The answer is one number: how many lines hold the string "with".

--- START WORKING DATA ---

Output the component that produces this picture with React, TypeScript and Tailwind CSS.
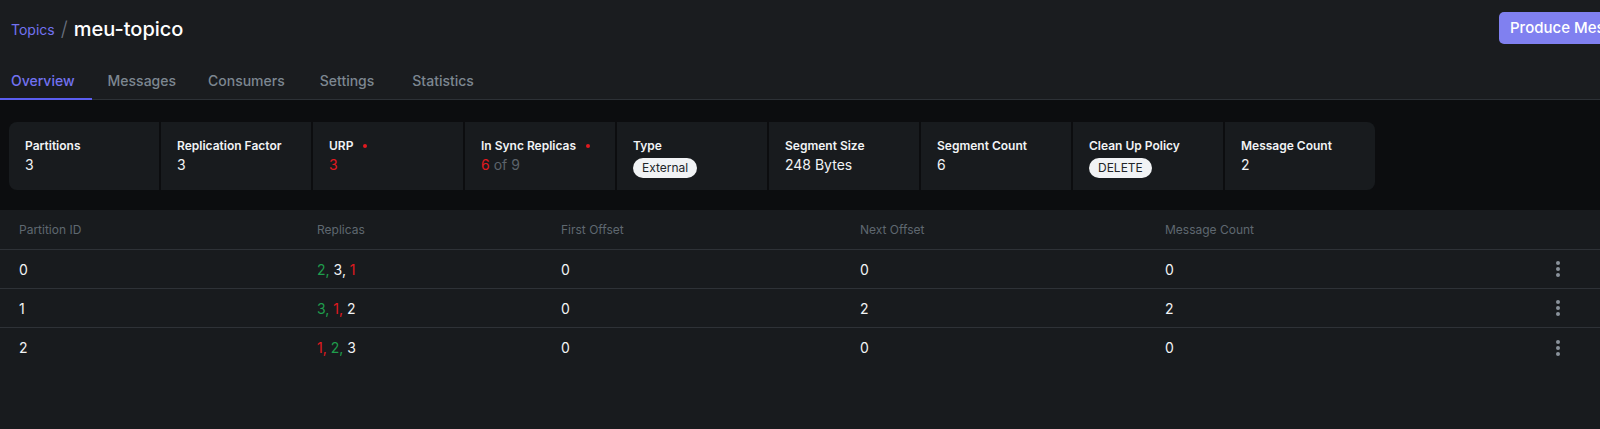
import { useState } from 'react';

type Replica = { id: number; tone: 'green' | 'red' | 'white' };

const stats = [
  { label: 'Partitions', value: '3' },
  { label: 'Replication Factor', value: '3' },
  { label: 'URP', value: '3', alert: true, red: true },
  { label: 'In Sync Replicas', value: 'isr', alert: true },
  { label: 'Type', badge: 'External' },
  { label: 'Segment Size', value: '248 Bytes' },
  { label: 'Segment Count', value: '6' },
  { label: 'Clean Up Policy', badge: 'DELETE' },
  { label: 'Message Count', value: '2' },
];

const rows: { id: string; replicas: Replica[]; first: string; next: string; count: string }[] = [
  {
    id: '0',
    replicas: [
      { id: 2, tone: 'green' },
      { id: 3, tone: 'white' },
      { id: 1, tone: 'red' },
    ],
    first: '0',
    next: '0',
    count: '0',
  },
  {
    id: '1',
    replicas: [
      { id: 3, tone: 'green' },
      { id: 1, tone: 'red' },
      { id: 2, tone: 'white' },
    ],
    first: '0',
    next: '2',
    count: '2',
  },
  {
    id: '2',
    replicas: [
      { id: 1, tone: 'red' },
      { id: 2, tone: 'green' },
      { id: 3, tone: 'white' },
    ],
    first: '0',
    next: '0',
    count: '0',
  },
];

const tabs = ['Overview', 'Messages', 'Consumers', 'Settings', 'Statistics'];

const tabSpacing = ['pl-[11px] pr-[17px]', 'px-4', 'px-4', 'ml-[3px] px-4', 'ml-[6px] px-4'];

const toneClass = {
  green: 'text-[#1f9d4c]',
  red: 'text-[#e0191f]',
  white: 'text-[#f1f3f5]',
};

function Kebab() {
  return (
    <svg width="6" height="18" viewBox="0 0 6 18" className="text-[#8a929b]">
      <circle cx="3" cy="3" r="2" fill="currentColor" />
      <circle cx="3" cy="9" r="2" fill="currentColor" />
      <circle cx="3" cy="15" r="2" fill="currentColor" />
    </svg>
  );
}

export default function App() {
  const [tab, setTab] = useState(0);

  return (
    <div className="h-[429px] w-full overflow-hidden bg-[#181b1e] font-['Inter',sans-serif] text-[#f1f3f5]">
      <header className="bg-[#1a1c1f]">
        <div className="flex h-[56px] items-center pl-[11px]">
          <div className="flex flex-1 items-center pt-[2px]">
            <span className="text-[14px] text-[#7272f0]">Topics</span>
            <span className="mx-[6px] text-[20px] font-light text-[#6b7280]">/</span>
            <h1 className="text-[20px] font-medium text-white">meu-topico</h1>
          </div>
          <button
            type="button"
            className="-mr-[44px] h-8 w-[145px] shrink-0 whitespace-nowrap rounded-[5px] bg-[#8080f0] pl-[11px] text-left text-[15px] font-medium text-white"
          >
            Produce Message
          </button>
        </div>
        <nav className="flex h-[44px] items-end border-b border-[#2d3136]">
          {tabs.map((t, i) => (
            <button
              key={t}
              type="button"
              onClick={() => setTab(i)}
              className={`-mb-px flex h-[40px] items-center border-b-2 pt-[2px] text-[14px] font-medium ${tabSpacing[i]} ${
                tab === i ? 'border-[#5b5ef0] text-[#7272f0]' : 'border-transparent text-[#7d8791]'
              }`}
            >
              {t}
            </button>
          ))}
        </nav>
      </header>

      <section className="bg-[#0c0d0f] px-[9px] pb-[20px] pt-[22px]">
        <div className="flex w-fit gap-[2px] overflow-hidden rounded-[8px]">
          {stats.map((s) => (
            <div key={s.label} className="h-[68px] w-[150px] bg-[#181b1e] px-4 pt-[16px]">
              <div className="flex items-center text-[12px] font-semibold leading-4 text-[#f1f3f5]">
                {s.label}
                {s.alert && <span className="ml-[10px] h-[4px] w-[4px] rounded-full bg-[#e0191f]" />}
              </div>
              {s.badge ? (
                <span className="mt-[3px] inline-flex h-[20px] items-center rounded-full bg-[#f1f3f5] px-[9px] text-[12px] text-[#212529]">
                  {s.badge}
                </span>
              ) : s.value === 'isr' ? (
                <div className="mt-[1px] text-[14px] leading-5">
                  <span className="text-[#e0191f]">6</span>
                  <span className="text-[#5c636b]"> of 9</span>
                </div>
              ) : (
                <div className={`mt-[1px] text-[14px] leading-5 ${s.red ? 'text-[#e0191f]' : 'text-[#f1f3f5]'}`}>
                  {s.value}
                </div>
              )}
            </div>
          ))}
        </div>
      </section>

      <div className="bg-[#181b1e]">
        <div className="grid h-[40px] grid-cols-[298px_244px_299px_305px_1fr_24px] items-center border-b border-[#2e3237] pl-[19px] pr-[30px] text-[12px] text-[#5f6870]">
          <div>Partition ID</div>
          <div>Replicas</div>
          <div>First Offset</div>
          <div>Next Offset</div>
          <div>Message Count</div>
          <div />
        </div>
        {rows.map((r, i) => (
          <div
            key={r.id}
            className={`grid h-[39px] grid-cols-[298px_244px_299px_305px_1fr_24px] items-center pl-[19px] pr-[30px] text-[14px] ${
              i < rows.length - 1 ? 'border-b border-[#2e3237]' : ''
            }`}
          >
            <div>{r.id}</div>
            <div>
              {r.replicas.map((rep, j) => (
                <span key={rep.id} className={toneClass[rep.tone]}>
                  {rep.id}
                  {j < r.replicas.length - 1 ? ', ' : ''}
                </span>
              ))}
            </div>
            <div>{r.first}</div>
            <div>{r.next}</div>
            <div>{r.count}</div>
            <div className="flex justify-center">
              <Kebab />
            </div>
          </div>
        ))}
      </div>
    </div>
  );
}
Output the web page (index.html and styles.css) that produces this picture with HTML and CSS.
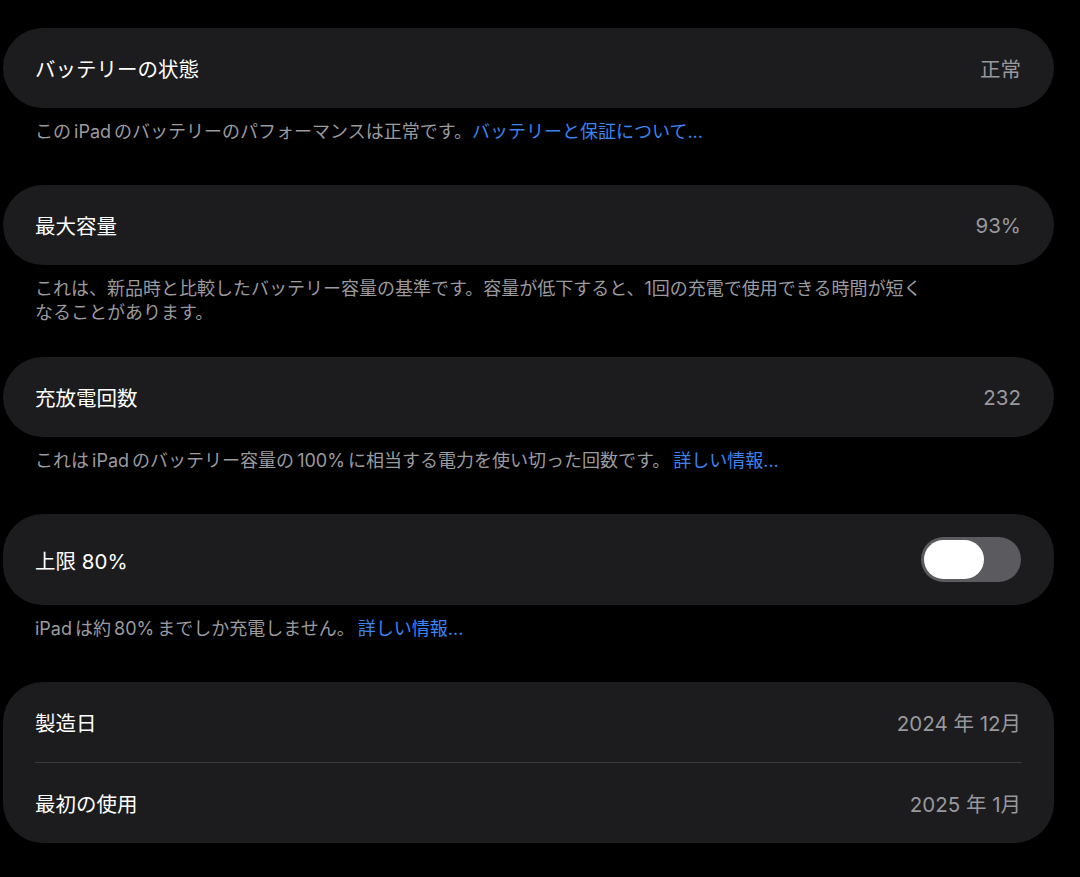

--- END WORKING DATA ---

SOLVED EXERCISE: 2